Murphy handles the story like a seasoned pro, even when things take a turn for the weird, introducing theories about alternate realities and metaphysical possibilities that make the whole thing resemble an elongated Twilight Zone episode. The director and his writers don’t spoon-feed the audience, and like the best speculative science fiction, The Quiet Earth leaves you to make up your own damn mind. That’s summed up best in a closing scene that hits you right in the gut with its ambiguous beauty. It would have gone down as one of the most baffling (and brilliant) codas in screen history if the aforementioned trailer hadn’t ruined it for 80s audiences.
The Quiet Earth is a fascinating watch that asks a multitude of questions. It is a character study that uses sci-fi trimmings to get its points across with beguiling simplicity. Murphy’s film is at once a damning portrait of the human race’s proclivity for self-destruction, and a celebration of our eternal need for companionship and love. It really makes you wonder what you’d do if you were the last soul alive, and that’s a storytelling gimmick that will never go out of fashion…
Convinced the world now revolves around him, Zac takes to the balcony of his palatial residence and proceeds to make a speech to a host of cardboard cut-outs of famous historical figures. Look, there’s Hitler next to Hitchcock! At this point, there’s little doubt that Mr. Hobson has gone cuckoo.
- The Quiet Earth is actually based the one experience of an American tourist in New Zealand in the 1970s. New Zealanders always take the weekends off and sleep late. The tourist arrived in the center of Auckland on a Sunday morning and found it completely deserted. He later said he felt like the last man on Earth.

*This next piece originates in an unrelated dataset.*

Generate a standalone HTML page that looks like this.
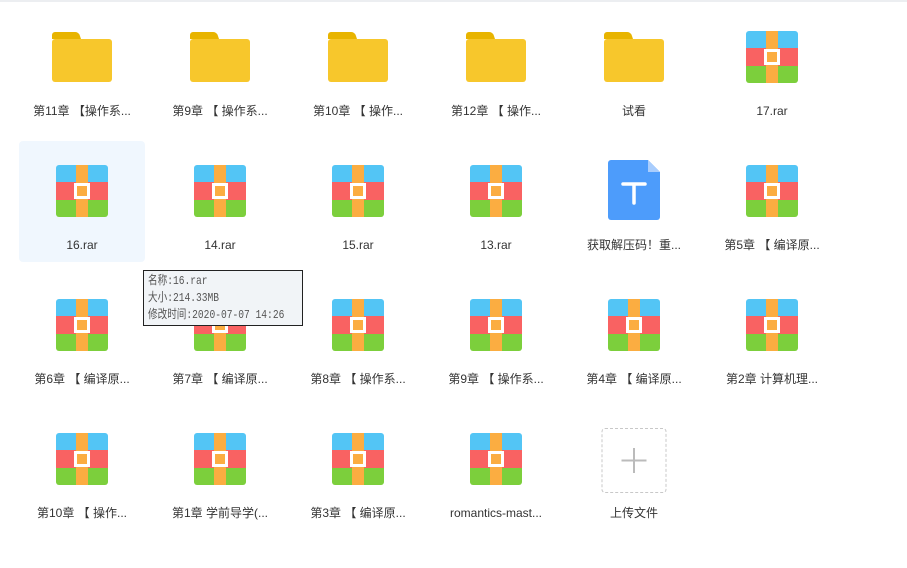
<!DOCTYPE html><html><head><meta charset="utf-8"><style>
body{margin:0;width:907px;height:568px;background:#fff;position:relative;overflow:hidden;font-family:"Liberation Sans","Noto Sans CJK SC",sans-serif;}
.top{position:absolute;left:0;top:0;width:907px;height:2px;background:#eceef1}
.c{position:absolute;width:126px;height:121px;border-radius:4px}
.c.h{background:#f0f7fe}
.ic{position:absolute;left:50%;transform:translateX(-50%)}
.l{position:absolute;left:0;width:126px;top:96px;text-align:center;font-size:12px;color:#333;white-space:nowrap;line-height:16px}
.tip{position:absolute;left:143px;top:270px;width:160px;height:56px;border:1px solid #222;background:#f1f4f7;box-sizing:border-box;overflow:hidden}
.tip div{position:absolute;left:4px;top:2px;font-family:"Liberation Mono","Noto Sans CJK SC",monospace;font-size:12px;color:#555;line-height:17px;white-space:nowrap;transform:scaleX(0.8);transform-origin:0 0}
</style></head><body>
<div class="top"></div>
<svg width="0" height="0" style="position:absolute"><defs>
<g id="rar"><clipPath id="cp"><rect width="52" height="52" rx="3"/></clipPath><g clip-path="url(#cp)"><rect width="52" height="17" fill="#53c5f5"/><rect y="17" width="52" height="18" fill="#f96262"/><rect y="35" width="52" height="17" fill="#7ccf3c"/><rect x="20" width="12" height="52" fill="#fbad41"/><rect x="18" y="18" width="16" height="16" fill="#fff"/><rect x="21" y="21" width="10" height="10" fill="#fbad41"/></g></g>
<g id="fd"><path d="M0 3a3 3 0 0 1 3-3h20a5 5 0 0 1 5 4l1 3H0z" fill="#e8b400"/><rect y="7" width="60" height="43" rx="3" fill="#f7c72c"/></g>
</defs></svg>

<div class="c" style="left:19px;top:7px"><svg class="ic" style="top:25px" width="60" height="50"><use href="#fd"/></svg><div class="l">第11章 【操作系...</div></div>
<div class="c" style="left:157px;top:7px"><svg class="ic" style="top:25px" width="60" height="50"><use href="#fd"/></svg><div class="l">第9章 【 操作系...</div></div>
<div class="c" style="left:295px;top:7px"><svg class="ic" style="top:25px" width="60" height="50"><use href="#fd"/></svg><div class="l">第10章 【 操作...</div></div>
<div class="c" style="left:433px;top:7px"><svg class="ic" style="top:25px" width="60" height="50"><use href="#fd"/></svg><div class="l">第12章 【 操作...</div></div>
<div class="c" style="left:571px;top:7px"><svg class="ic" style="top:25px" width="60" height="50"><use href="#fd"/></svg><div class="l">试看</div></div>
<div class="c" style="left:709px;top:7px"><svg class="ic" style="top:24px" width="52" height="52"><use href="#rar"/></svg><div class="l">17.rar</div></div>

<div class="c h" style="left:19px;top:141px"><svg class="ic" style="top:24px" width="52" height="52"><use href="#rar"/></svg><div class="l">16.rar</div></div>
<div class="c" style="left:157px;top:141px"><svg class="ic" style="top:24px" width="52" height="52"><use href="#rar"/></svg><div class="l">14.rar</div></div>
<div class="c" style="left:295px;top:141px"><svg class="ic" style="top:24px" width="52" height="52"><use href="#rar"/></svg><div class="l">15.rar</div></div>
<div class="c" style="left:433px;top:141px"><svg class="ic" style="top:24px" width="52" height="52"><use href="#rar"/></svg><div class="l">13.rar</div></div>
<div class="c" style="left:571px;top:141px"><svg class="ic" style="top:19px" width="52" height="60"><path d="M3 0h37l12 12v45a3 3 0 0 1-3 3H3a3 3 0 0 1-3-3V3a3 3 0 0 1 3-3z" fill="#4d9cfb"/><path d="M40 0l12 12H40z" fill="#a9cdfd"/><path d="M15 24h22M26 24v19" stroke="#fff" stroke-width="3.5" stroke-linecap="round"/></svg><div class="l">获取解压码！重...</div></div>
<div class="c" style="left:709px;top:141px"><svg class="ic" style="top:24px" width="52" height="52"><use href="#rar"/></svg><div class="l">第5章 【 编译原...</div></div>

<div class="c" style="left:19px;top:275px"><svg class="ic" style="top:24px" width="52" height="52"><use href="#rar"/></svg><div class="l">第6章 【 编译原...</div></div>
<div class="c" style="left:157px;top:275px"><svg class="ic" style="top:24px" width="52" height="52"><use href="#rar"/></svg><div class="l">第7章 【 编译原...</div></div>
<div class="c" style="left:295px;top:275px"><svg class="ic" style="top:24px" width="52" height="52"><use href="#rar"/></svg><div class="l">第8章 【 操作系...</div></div>
<div class="c" style="left:433px;top:275px"><svg class="ic" style="top:24px" width="52" height="52"><use href="#rar"/></svg><div class="l">第9章 【 操作系...</div></div>
<div class="c" style="left:571px;top:275px"><svg class="ic" style="top:24px" width="52" height="52"><use href="#rar"/></svg><div class="l">第4章 【 编译原...</div></div>
<div class="c" style="left:709px;top:275px"><svg class="ic" style="top:24px" width="52" height="52"><use href="#rar"/></svg><div class="l">第2章 计算机理...</div></div>

<div class="c" style="left:19px;top:409px"><svg class="ic" style="top:24px" width="52" height="52"><use href="#rar"/></svg><div class="l">第10章 【 操作...</div></div>
<div class="c" style="left:157px;top:409px"><svg class="ic" style="top:24px" width="52" height="52"><use href="#rar"/></svg><div class="l">第1章 学前导学(...</div></div>
<div class="c" style="left:295px;top:409px"><svg class="ic" style="top:24px" width="52" height="52"><use href="#rar"/></svg><div class="l">第3章 【 编译原...</div></div>
<div class="c" style="left:433px;top:409px"><svg class="ic" style="top:24px" width="52" height="52"><use href="#rar"/></svg><div class="l">romantics-mast...</div></div>
<div class="c" style="left:571px;top:409px"><svg class="ic" style="top:19px" width="65" height="65"><rect x="0.5" y="0.5" width="64" height="64" rx="3" fill="none" stroke="#c8c8c8" stroke-dasharray="3 2"/><path d="M20 32.5h25M32.5 20v25" stroke="#bbb" stroke-width="2"/></svg><div class="l">上传文件</div></div>

<div class="tip"><div>名称:16.rar<br>大小:214.33MB<br>修改时间:2020-07-07 14:26</div></div>
</body></html>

- When Zac checks in at work he hits a few buttons and the monitor starts buzzing and repeatedly displays the words, “Response….Negative.” He is signaling all other stations in the worldwide grid to see if they are manned. The negative response tells him that everyone is gone in those countries, too.
- The scene where Bruno Lawrence is aimlessly wandering the empty streets of the city blowing on a saxophone was an in-joke to those who knew him, as he had once stolen one when he was young, but later felt guilty and returned it.
- Zac calls the energy grid, “Project Flashlight.” Ironically enough, there was an American defense project called “Operation Flashlight” around the same time as the film. The operation, however, involved low-yield atomic blasts, small enough to destroy a single room, but nothing else.
- Lee Tamahori was an Assistant Director on the film, who went on to helm films like Die Another Day (2002).
- Director Geoff Murphy would never direct a better film than The Quiet Earth. His subsequent credits include Young Guns II (1990), Under Siege 2: Dark Territory (1995), and Fortress 2 (2000). He was also the second unit director on The Lord of the Rings trilogy.